The stock market has taken investors and companies on the kind of ride rodeo cowboys go through on a bucking bronco. While many top stocks have been thrown during this difficult period, some are hanging on and showing some pretty impressive results. With the first-quarter earnings results winding down, some of the last companies to report are coming in with some outstanding results.
A series of new Stifel research reports not only dissect the numbers and the forward guidance, if any was given, they also included adjusted price targets. In many cases, even with shares rated Buy, they have been raised.
We screened the Stifel research looking for stocks to buy for which the analysts actually raised the price targets. We found five that either beat estimates or delivered a bullish quarter with positive commentary that look like solid picks now for growth accounts with a degree of risk appetite.
This edge cloud computing company posted another strong quarter. Fastly Inc. (NYSE: FSLY) is an emerging technology leader in the high-growth content delivery networking (CDN) market. CDN vendors deliver content for enterprises and media/content providers, charging per bandwidth delivered.
Fastly’s network architecture is a combination of best-of-breed hardware and a patented software stack based on open source protocols. This unique stack enables the company to immediately deliver content globally and provide differentiated edge compute services and programmability.
The company reported solid quarterly results and the analysts noted this:
Fastly delivered another quarter of strong top-line growth (+38.1% Y/Y), driven by stronger demand for the company’s edge cloud platform among both new and existing users across all geographies and verticals (management called out FinTech and E-Commerce verticals). Revenue growth was additionally supplemented by increased internet usage, due to recent “stay-at-home” measures.
The Stifel price target was raised from $25 to $30 and probably will go higher. The Wall Street consensus target is $26.78. Fastly stock closed Thursday at $33.58, up a gigantic 45% on the day.
This stock has rallied up from the March lows but looks ready to break out. HubSpot Inc. (NYSE: HUBS) is a cloud-based provider of inbound marketing tools such as website content management, blogging tools, email campaign, search engine optimization, social media monitoring and management, customer relationship management and others for small businesses and midsized companies.
The company’s tools provide a single console for marketing professionals to generate new customer leads, convert leads to customers and customers to repeat customers. The Stifel analysts remain impressed and noted this:
On Wednesday, after the market closed, HubSpot announced first quarter 2020 results that beat consensus estimates across key areas. Notably, HubSpot achieved its first quarter of >5000 net customer additions while growing its average subscription revenue per customer by 2% year-over-year. As its community navigates COVID-19 and the related shutdown, HubSpot has proactively offered flexible terms to certain customers and commission prepayments to partners. While the result of decisions may be near-term contraction in fundamentals, we believe HubSpot will reap the rewards of these moves longer-term, as the cost to acquire a customer far exceeds the cost of retaining one.

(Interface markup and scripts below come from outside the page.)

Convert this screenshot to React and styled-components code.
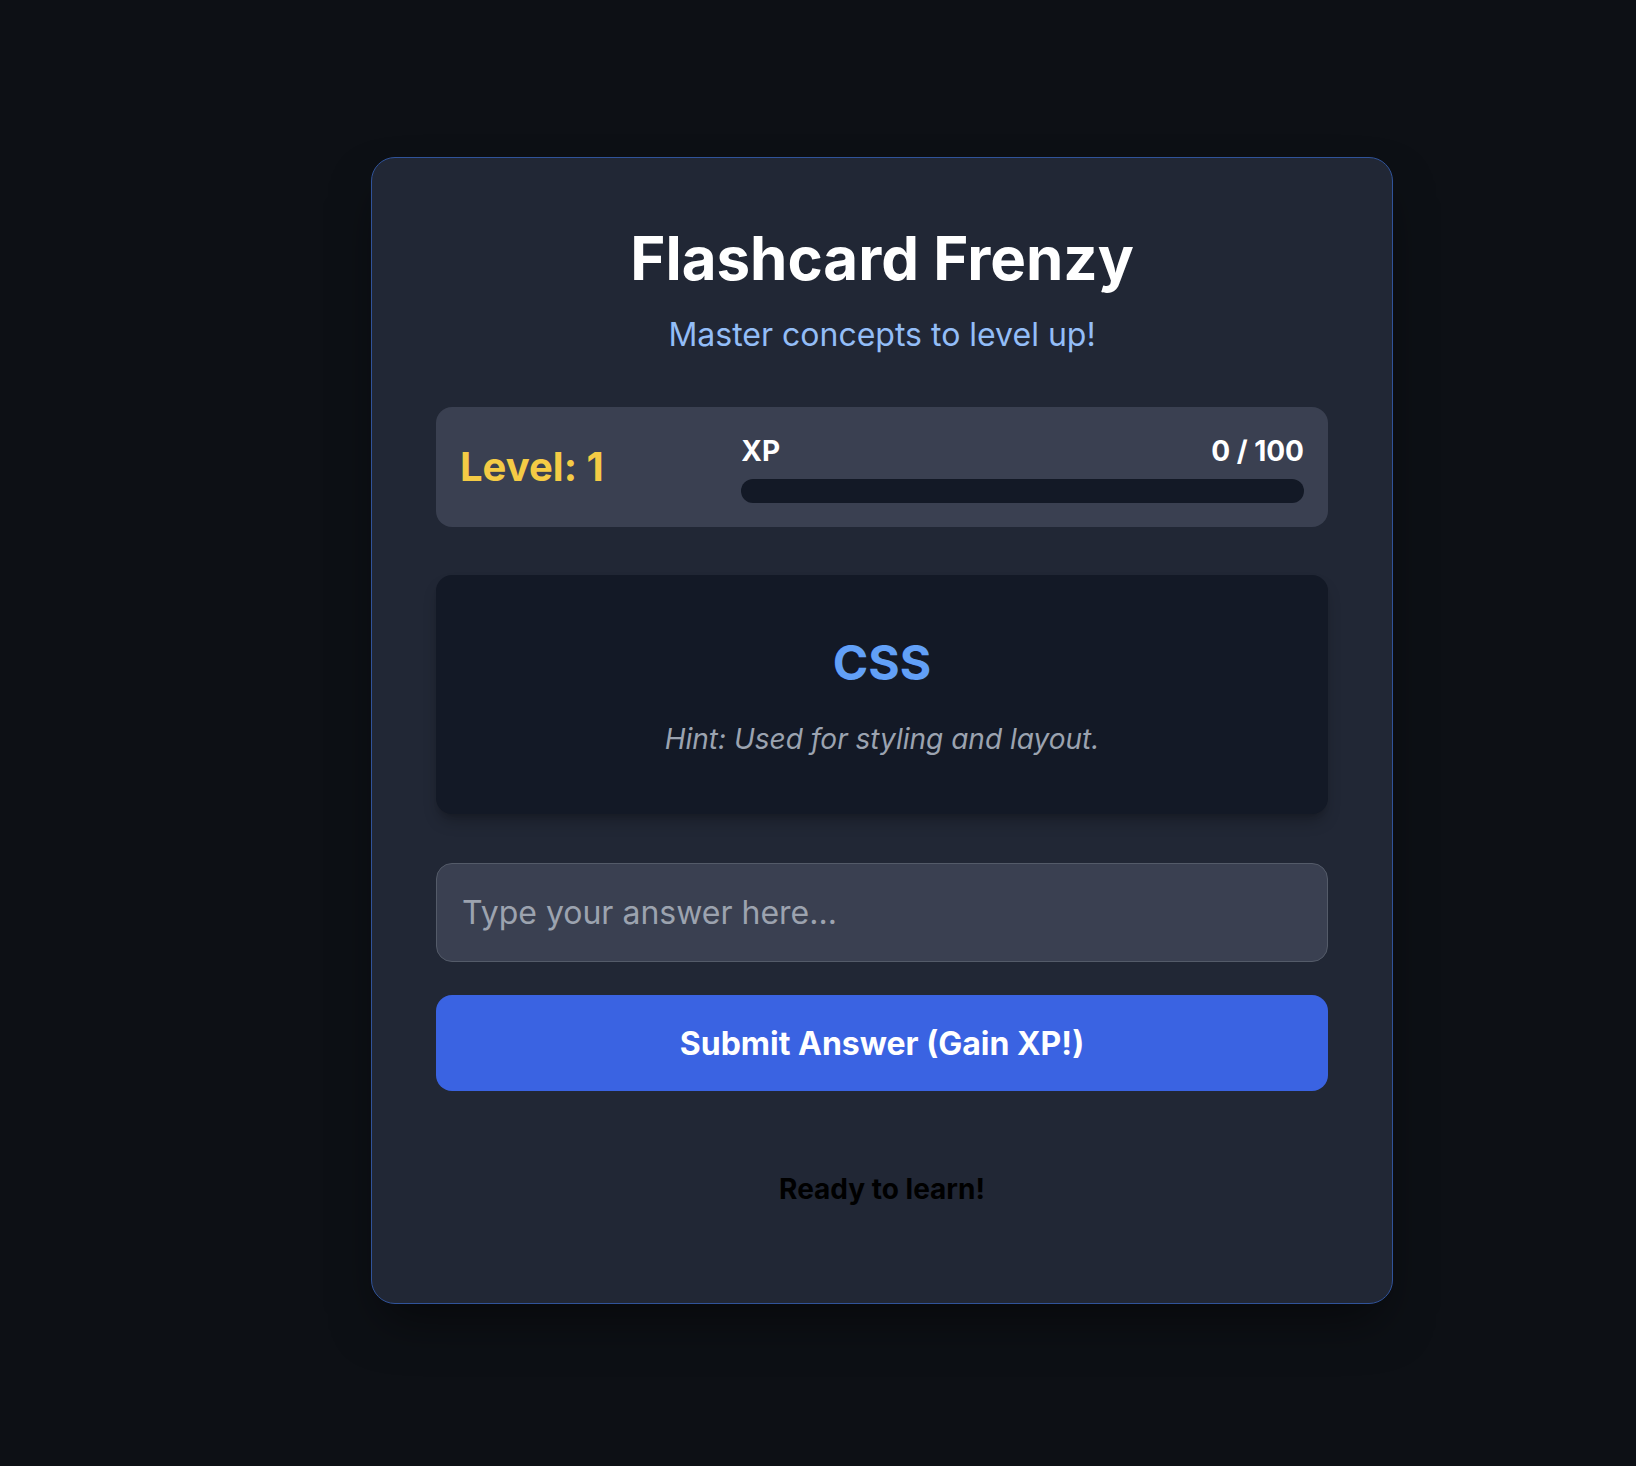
import React from 'react'
import styled, { createGlobalStyle } from 'styled-components'

const GlobalStyle = createGlobalStyle`
  * {
    box-sizing: border-box;
  }
  body {
    margin: 0;
    background: #0d1015;
    font-family: Inter, "Noto Sans", "Liberation Sans", sans-serif;
  }
`

const Page = styled.main`
  min-height: 1466px;
  display: flex;
  align-items: flex-start;
  padding: 157px 0 0 371px;
  background: #0d1015;
`

const Card = styled.section`
  width: 1022px;
  padding: 64px;
  display: flex;
  flex-direction: column;
  background: #212735;
  border: 1px solid #30539a;
  border-radius: 24px;
  box-shadow: 0 25px 50px -12px rgba(0, 0, 0, 0.5);
`

const Title = styled.h1`
  margin: 0;
  font-size: 60px;
  line-height: 72px;
  font-weight: 700;
  color: #ffffff;
  text-align: center;
`

const Subtitle = styled.p`
  margin: 17px 0 0;
  font-size: 32px;
  line-height: 48px;
  color: #93bdf7;
  text-align: center;
`

const Stats = styled.div`
  margin-top: 48px;
  height: 120px;
  padding: 24px;
  display: grid;
  grid-template-columns: 1fr 2fr;
  align-items: center;
  background: #3a4051;
  border-radius: 16px;
`

const Level = styled.div`
  font-size: 40px;
  font-weight: 700;
  line-height: 48px;
  color: #f4cb45;
`

const XpBlock = styled.div`
  display: flex;
  flex-direction: column;
  gap: 8px;
`

const XpRow = styled.div`
  display: flex;
  justify-content: space-between;
  font-size: 28px;
  line-height: 40px;
  font-weight: 700;
  color: #ffffff;
`

const Track = styled.div`
  height: 24px;
  border-radius: 999px;
  background: #131926;
  overflow: hidden;
`

const Fill = styled.div`
  height: 100%;
  background: #3a63e2;
  border-radius: 999px;
`

const Flashcard = styled.div`
  margin-top: 48px;
  height: 239px;
  padding-top: 4px;
  display: flex;
  flex-direction: column;
  align-items: center;
  justify-content: center;
  background: #131926;
  border-radius: 16px;
  box-shadow: 0 10px 15px -3px rgba(0, 0, 0, 0.25), 0 4px 6px -4px rgba(0, 0, 0, 0.2);
`

const Term = styled.h2`
  margin: 0;
  font-size: 48px;
  line-height: 58px;
  font-weight: 700;
  color: #62a0f7;
`

const Hint = styled.p`
  margin: 26px 0 0;
  font-size: 28px;
  line-height: 42px;
  font-style: italic;
  color: #9ba3b0;
`

const AnswerInput = styled.input`
  margin-top: 49px;
  height: 99px;
  width: 100%;
  padding: 0 25px;
  font-family: inherit;
  font-size: 32px;
  color: #ffffff;
  background: #3a4051;
  border: 1px solid #545b69;
  border-radius: 16px;
  outline: none;

  &::placeholder {
    color: #9ca3af;
  }
`

const SubmitButton = styled.button`
  margin-top: 33px;
  height: 96px;
  width: 100%;
  font-family: inherit;
  font-size: 32px;
  font-weight: 700;
  color: #ffffff;
  background: #3a63e2;
  border: none;
  border-radius: 16px;
  cursor: pointer;
`

const Status = styled.div`
  margin-top: 48px;
  height: 100px;
  display: flex;
  align-items: center;
  justify-content: center;
  font-size: 28px;
  font-weight: 700;
  color: #000000;
`

const App = () => {
  const xp = 0
  const maxXp = 100

  return (
    <React.Fragment>
      <GlobalStyle />
      <Page>
        <Card>
          <Title>Flashcard Frenzy</Title>
          <Subtitle>Master concepts to level up!</Subtitle>

          <Stats>
            <Level>Level: 1</Level>
            <XpBlock>
              <XpRow>
                <span>XP</span>
                <span>{xp} / {maxXp}</span>
              </XpRow>
              <Track>
                <Fill style={{ width: `${(xp / maxXp) * 100}%` }} />
              </Track>
            </XpBlock>
          </Stats>

          <Flashcard>
            <Term>CSS</Term>
            <Hint>Hint: Used for styling and layout.</Hint>
          </Flashcard>

          <AnswerInput type="text" placeholder="Type your answer here..." />
          <SubmitButton>Submit Answer (Gain XP!)</SubmitButton>

          <Status>Ready to learn!</Status>
        </Card>
      </Page>
    </React.Fragment>
  )
}

export default App
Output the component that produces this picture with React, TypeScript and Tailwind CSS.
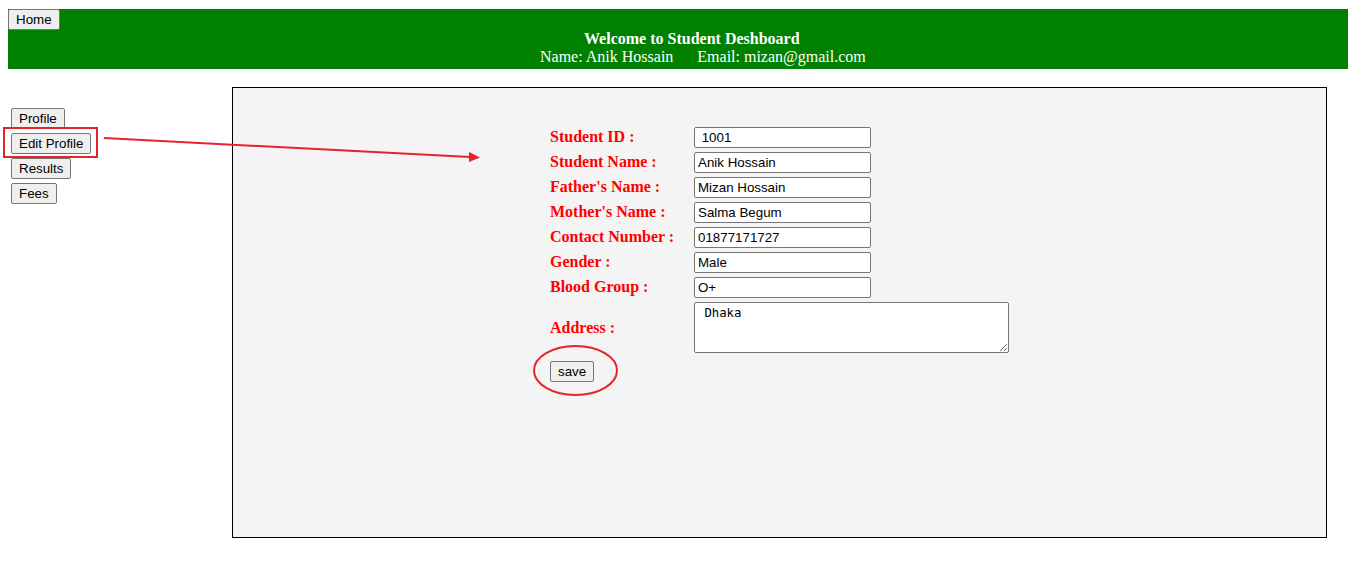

Stifel has lifted its $175 price target to $200, while the consensus target is $167.29. HubSpot stock closed Thursday at $188.53, after a solid 7.6% gain for the day.
This well-known pizza company has been a COVID-19 winner and is always a solid play for more conservative accounts. Papa John’s International Inc. (NASDAQ: PZZA) operates and franchises pizza delivery and carryout restaurants.
Its Domestic Company-Owned Restaurants segment consists of the operations of all domestic company-owned restaurants and derives its revenues principally from retail sales of pizza and side items, including breadsticks, cheese sticks, chicken poppers and wings, dessert items and canned or bottled beverages.
The North America Commissaries segment consists of the operations of regional dough production and product distribution centers and derives its revenues principally from the sale and distribution of food and paper products to domestic company-owned and franchised restaurants in the United States and Canada.